En effet, l’entreprise est insérée dans un environnement étendu où l’information circule sur les contrefaçons, la pollution, les conditions de travail par exemple. L’entreprise est alors obligée de répondre aux attentes de partage et d’engagement. Cette pression est d’autant plus forte que le risque est important que le client aille chez un concurrent. Selon cette approche, l’entreprise est amenée à changer de conduite sous la pression des clients.

KOTLER [7] développe la notion de parties prenantes en l’associant au marketing de la valeur. Les entreprises à hautes performances sont souvent celles essayant de satisfaire l’ensemble de leurs parties prenantes. « Le succès dépend de la capacité de l’entreprise à maitriser la valeur créée pour le client et la satisfaction qui en résulte ». La démarche éthique, présentée par E. PASTORES-REISS et H. NAILLON [8], peut alors être comprise comme une valeur à faire partager aux parties prenantes de l’entreprise. Sa satisfaction peut alors contribuer au succès de l’entreprise.

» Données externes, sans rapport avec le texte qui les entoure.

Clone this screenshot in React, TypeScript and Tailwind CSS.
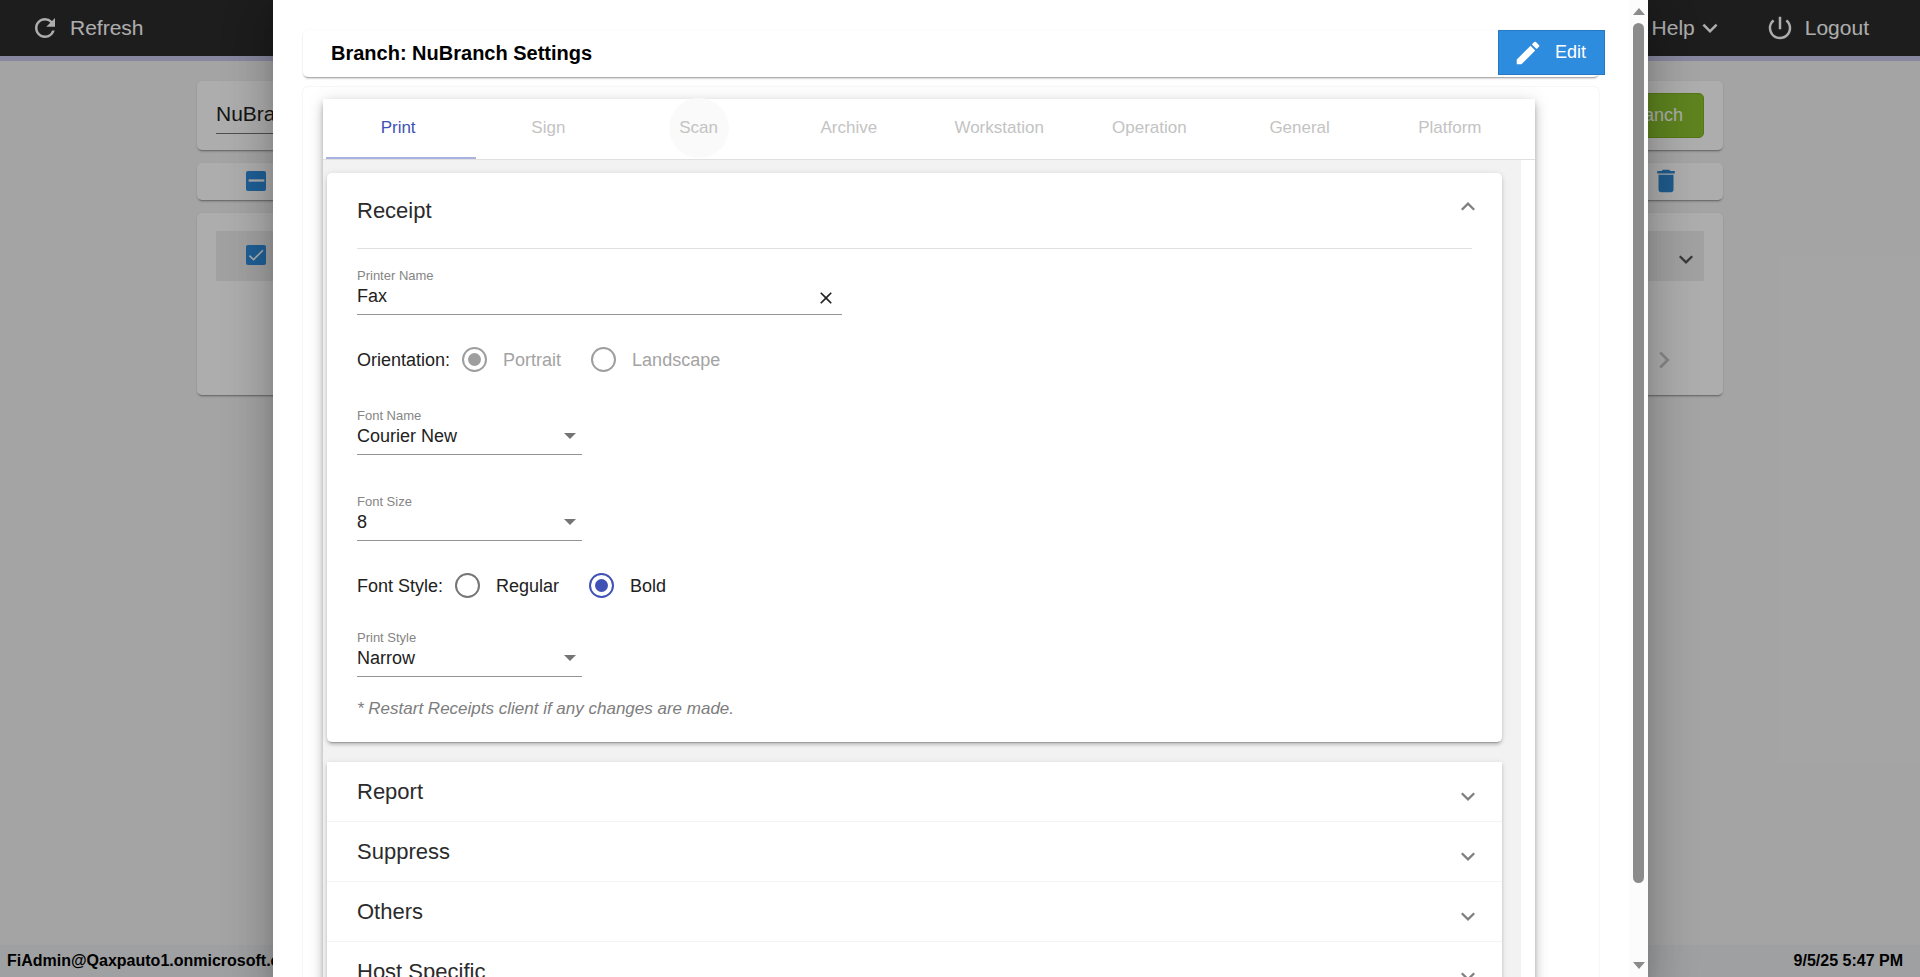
import type { ReactNode } from "react";
import {
  MdCheck,
  MdChevronRight,
  MdClose,
  MdDelete,
  MdEdit,
  MdKeyboardArrowDown,
  MdPowerSettingsNew,
  MdRefresh,
  MdRemove,
} from "react-icons/md";

const tabs = ["Print", "Sign", "Scan", "Archive", "Workstation", "Operation", "General", "Platform"];
const closedSections = ["Report", "Suppress", "Others", "Host Specific"];

function Chevron({ up = false }: { up?: boolean }) {
  return (
    <svg
      viewBox="0 0 24 24"
      className={up ? "size-6 rotate-180" : "size-6"}
      fill="none"
      stroke="currentColor"
      strokeWidth="2.3"
      aria-hidden="true"
    >
      <path d="M5.8 13.2 L12 19.4 L18.2 13.2" />
    </svg>
  );
}

function Check({ label, mixed = false }: { label: string; mixed?: boolean }) {
  return (
    <label className="relative block size-5">
      <input
        type="checkbox"
        defaultChecked
        aria-label={label}
        className="block size-5 appearance-none rounded-xs bg-[#2e8cde]"
      />
      <span className="pointer-events-none absolute inset-0 flex items-center justify-center text-white">
        {mixed ? <MdRemove size={27} className="shrink-0" /> : <MdCheck size={20} className="shrink-0" />}
      </span>
    </label>
  );
}

function SelectField({ id, label, value }: { id: string; label: string; value: string }) {
  return (
    <div className="relative w-[225px]">
      <label htmlFor={id} className="block text-[13px] leading-4 text-[#858585]">
        {label}
      </label>
      <select
        id={id}
        defaultValue={value}
        className="block h-[31px] w-full appearance-none border-b border-[#949494] bg-transparent pb-1.5 text-[18px] leading-6 text-[#212121] outline-none"
      >
        <option>{value}</option>
      </select>
      <svg viewBox="0 0 12 6" className="pointer-events-none absolute right-1.5 bottom-4 h-1.5 w-3" aria-hidden="true">
        <path d="M0 0 H12 L6 6 Z" fill="#757575" />
      </svg>
    </div>
  );
}

function Radio({
  name,
  label,
  checked = false,
  disabled = false,
}: {
  name: string;
  label: string;
  checked?: boolean;
  disabled?: boolean;
}) {
  return (
    <label className={disabled ? "flex items-center gap-4 text-[#a3a3a3]" : "flex items-center gap-4 text-[#212121]"}>
      <input
        type="radio"
        name={name}
        defaultChecked={checked}
        disabled={disabled}
        className="flex size-[25px] appearance-none items-center justify-center rounded-full border-2 border-[#757575] before:size-[13px] before:rounded-full checked:border-[#3f51b5] checked:before:bg-[#3f51b5] disabled:border-[#9e9e9e] disabled:checked:before:bg-[#9e9e9e]"
      />
      {label}
    </label>
  );
}

function RadioRow({ legend, children }: { legend: string; children: ReactNode }) {
  return (
    <div role="radiogroup" aria-label={legend} className="flex h-[25px] items-center text-[18px] leading-6 text-[#212121]">
      <span className="mr-3">{legend}</span>
      <div className="flex gap-[30px]">{children}</div>
    </div>
  );
}

const cardShadow =
  "shadow-[0_4px_1px_-3px_rgba(0,0,0,0.2),0_3px_3px_0_rgba(0,0,0,0.14),0_1px_6px_0_rgba(0,0,0,0.12)]";
const flatShadow = "shadow-[0_3px_1px_-2px_rgba(0,0,0,0.22),0_2px_2px_0_rgba(0,0,0,0.14),0_0_2px_0_rgba(0,0,0,0.06)]";

function BranchPage() {
  return (
    <div className="flex h-full flex-col bg-[#f2f2f2] text-[21px]">
      <header className="flex h-[61px] shrink-0 items-center justify-between border-b-5 border-[#c8c8ea] bg-[#2c2c2c] pr-[51px] pl-[30px] text-white">
        <button className="flex items-center gap-2.5">
          <MdRefresh size={30} />
          Refresh
        </button>
        <nav className="flex items-center gap-10">
          <button className="flex items-center">
            Help
            <MdKeyboardArrowDown size={30} />
          </button>
          <button className="flex items-center gap-2.5">
            <MdPowerSettingsNew size={30} />
            Logout
          </button>
        </nav>
      </header>
      <main className="flex flex-col gap-[13px] px-[197px] pt-5">
        <section className={`flex h-[69px] items-center justify-between rounded-[5px] bg-white px-[19px] ${flatShadow}`}>
          <input
            aria-label="Search branches"
            defaultValue="NuBranch"
            className="h-9 w-80 border-b border-[#757575] bg-transparent pb-0.5 text-[#212121] outline-none"
          />
          <button className="h-[45px] rounded-[5px] border border-[#7fae1f] bg-[#8bc22f] px-5 text-[18px] text-white">
            Add Branch
          </button>
        </section>
        <section
          className={`flex h-[37px] items-center justify-between rounded-[5px] bg-white pr-[42px] pb-0.5 pl-[49px] ${flatShadow}`}
        >
          <Check label="Select all branches" mixed />
          <button aria-label="Delete" className="text-[#2e86ce]">
            <MdDelete size={30} />
          </button>
        </section>
        <section className={`flex h-[182px] flex-col rounded-[5px] bg-white p-[18px] ${flatShadow}`}>
          <div className="mx-px flex h-[50px] items-center justify-between bg-[#ededed] pr-1.5 pb-0.5 pl-[30px]">
            <Check label="NuBranch" />
            <button aria-label="Expand" className="text-[#555555]">
              <Chevron />
            </button>
          </div>
          <div className="flex flex-1 items-end justify-end pr-6">
            <button aria-label="Next page" className="text-[#c8c8c8]">
              <MdChevronRight size={34} />
            </button>
          </div>
        </section>
      </main>
      <footer className="mt-auto flex h-8 items-center justify-between bg-[#eaecee] pr-[17px] pl-[7px] text-[16px] font-bold text-black">
        <span>FiAdmin@Qaxpauto1.onmicrosoft.com</span>
        <span>9/5/25 5:47 PM</span>
      </footer>
    </div>
  );
}

function ReceiptPanel() {
  return (
    <section className={`rounded-[5px] bg-white px-[30px] pb-[21px] ${cardShadow}`}>
      <button className="-mr-2 flex h-[75px] w-[calc(100%+8px)] items-center justify-between text-[22px] text-[#2b2b2b]">
        Receipt
        <span className="text-[#808080]">
          <Chevron up />
        </span>
      </button>
      <div className="border-t border-[#e0e0e0] pt-[19px]">
        <div className="w-[485px]">
          <label htmlFor="printer" className="block text-[13px] leading-4 text-[#858585]">
            Printer Name
          </label>
          <div className="flex h-[31px] items-start border-b border-[#949494] pr-1.5">
            <input
              id="printer"
              defaultValue="Fax"
              className="h-6 flex-1 bg-transparent text-[18px] leading-6 text-[#212121] outline-none"
            />
            <button aria-label="Clear" className="pt-1 text-[#212121]">
              <MdClose size={20} />
            </button>
          </div>
        </div>
        <div className="mt-8">
          <RadioRow legend="Orientation:">
            <Radio name="orientation" label="Portrait" checked disabled />
            <Radio name="orientation" label="Landscape" disabled />
          </RadioRow>
        </div>
        <div className="mt-9 flex flex-col gap-[39px]">
          <SelectField id="font-name" label="Font Name" value="Courier New" />
          <SelectField id="font-size" label="Font Size" value="8" />
        </div>
        <div className="mt-8 flex flex-col gap-8">
          <RadioRow legend="Font Style:">
            <Radio name="font-style" label="Regular" />
            <Radio name="font-style" label="Bold" checked />
          </RadioRow>
          <SelectField id="print-style" label="Print Style" value="Narrow" />
        </div>
        <p className="mt-5 text-[17px] leading-6 text-[#7d7d7d] italic">
          * Restart Receipts client if any changes are made.
        </p>
      </div>
    </section>
  );
}

function Scrollbar() {
  return (
    <div className="flex w-[19px] shrink-0 flex-col items-center justify-between bg-[#fcfcfc] pt-2 pb-2" aria-hidden="true">
      <svg viewBox="0 0 14 7" className="h-[7px] w-3.5 shrink-0">
        <path d="M7 0 L13 7 H1 Z" fill="#8b8b8b" />
      </svg>
      <div className="w-[11px] flex-1 pt-2 pb-1">
        <div className="h-[92%] rounded-full bg-[#8b8b8b]" />
      </div>
      <svg viewBox="0 0 14 7" className="h-[7px] w-3.5 shrink-0">
        <path d="M1 0 H13 L7 7 Z" fill="#8b8b8b" />
      </svg>
    </div>
  );
}

export default function App() {
  return (
    <div className="relative h-screen overflow-hidden font-['Liberation_Sans',Arial,sans-serif]">
      <BranchPage />
      <div className="absolute inset-0 flex bg-black/32 pr-[272px] pl-[273px]">
        <div
          role="dialog"
          aria-label="Branch: NuBranch Settings"
          className="flex min-w-0 flex-1 bg-white shadow-[0_11px_15px_-7px_rgba(0,0,0,0.2),0_24px_38px_3px_rgba(0,0,0,0.14),0_9px_46px_8px_rgba(0,0,0,0.12)]"
        >
          <div className="flex min-w-0 flex-1 flex-col gap-2.5 overflow-hidden px-[30px] pt-[30px]">
            <header
              className={`flex h-[47px] shrink-0 items-start justify-between rounded-[5px] bg-white pl-7 ${flatShadow}`}
            >
              <h1 className="text-[20px] leading-[46px] font-bold text-black">Branch: NuBranch Settings</h1>
              <button className="-mr-1.5 flex h-[45px] w-[107px] items-center gap-3 border border-[#2779c4] bg-[#2e8cde] pl-3.5 text-[18px] text-white">
                <MdEdit size={30} />
                Edit
              </button>
            </header>
            <div className="shrink-0 rounded-[5px] bg-white pt-3 pr-16 pl-5 shadow-[0_0_2px_0_rgba(0,0,0,0.12)]">
              <div className="bg-white shadow-[0_3px_5px_-1px_rgba(0,0,0,0.25),0_6px_10px_0_rgba(0,0,0,0.16),0_1px_16px_0_rgba(0,0,0,0.12)]">
                <div role="tablist" className="flex h-[61px] border-b border-[#e0e0e0] pr-2.5 text-[17px]">
                  {tabs.map((tab) => (
                    <button
                      key={tab}
                      role="tab"
                      aria-selected={tab === "Print"}
                      className={
                        tab === "Print"
                          ? "relative flex flex-1 basis-0 items-center justify-center pb-0.5 text-[#3f51b5]"
                          : "relative flex flex-1 basis-0 items-center justify-center pb-0.5 text-[#c3c3c3]"
                      }
                    >
                      {tab === "Print" && <span className="absolute bottom-0 left-[3px] h-0.5 w-full bg-[#a9b2de]" />}
                      {tab === "Scan" ? (
                        <span className="flex size-[60px] items-center justify-center rounded-full bg-[#fafafa]">{tab}</span>
                      ) : (
                        tab
                      )}
                    </button>
                  ))}
                </div>
                <div className="mr-3.5 bg-[#f2f2f2] pt-[13px] pr-[19px] pb-5 pl-1">
                  <ReceiptPanel />
                  <div className={`mt-5 bg-white ${cardShadow}`}>
                    {closedSections.map((title) => (
                      <button
                        key={title}
                        className="flex h-[60px] w-full items-center justify-between border-b border-[#f4f4f4] pr-[22px] pl-[30px] text-[22px] text-[#2b2b2b]"
                      >
                        {title}
                        <span className="text-[#808080]">
                          <Chevron />
                        </span>
                      </button>
                    ))}
                  </div>
                </div>
              </div>
            </div>
          </div>
          <Scrollbar />
        </div>
      </div>
    </div>
  );
}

Néanmoins, la relation entre marketing et entreprise responsable peut être plus brutale. Sous la pression des parties prenantes, l’entreprise est amenée à développer de nouvelles stratégies marketing, elle s’adapte. Il s’agit ici d’une démarche pragmatique et obligée.

Certains actionnaires ont souhaité ne pas investir dans des entreprises qui ne répondent pas à certains critères éthiques. C’est ainsi que différentes sociétés dans le monde ont mis en place des critères d’évaluation des pratiques éthiques qui peuvent être regroupées en six catégories : relations avec la société civile et implication dans la vie locale (mécénat, sponsoring, aides aux associations, financement d’actions locales), les relations avec les clients et les fournisseurs (certification, labels, éthique des achats, cadeaux, commissions, abus de position dominante,…), l’environnement (responsabilité environnementale, impact environnemental,…), présence de sous-traitants dans les pays émergents (droits élémentaires des travailleurs, travail des enfants, rémunérations, codes de conduite et systèmes de contrôle,…), relations avec les actionnaires (transparence, information et communication, dialogue), les relations sociales (aménagement du temps, mesures aux familles, emploi, contenu du travail, conditions de travail, hygiène et sécurité).

Du point de vue des consommateurs, ils réalisent leurs choix selon leur entreprise et en fonction des valeurs qu’ils défendent. L’exemple le plus frappant est celui du boycott. Cela peut donc devenir finalement une question de survie économique.

Selon THUN-HOHENSTEIN [9], « la nouvelle attitude à l’égard de la consommation se définit par la recherche d’une identité sociale ». La formalisation éthique favorise les relations avec les actionnaires tout en véhiculant une image de sérieux et de qualité auprès des consommateurs.

La sensibilisation à l’éthique n’est pas réservée à des micro-segments de clientèle mais au contraire, est partagée par toutes les catégories de la population. Les consommateurs estiment que la première responsabilité d’une entreprise, c’est le respect de sa clientèle (santé/sécurité/satisfaction de ses clients). Les critères de l’éthique sont perçus de manière différente par les consommateurs. Une entreprise doit prendre position vis-à-vis du grand public sur l’éthique mais il est difficile d’avoir à la fois une responsabilité « sociale » et « commerciale ».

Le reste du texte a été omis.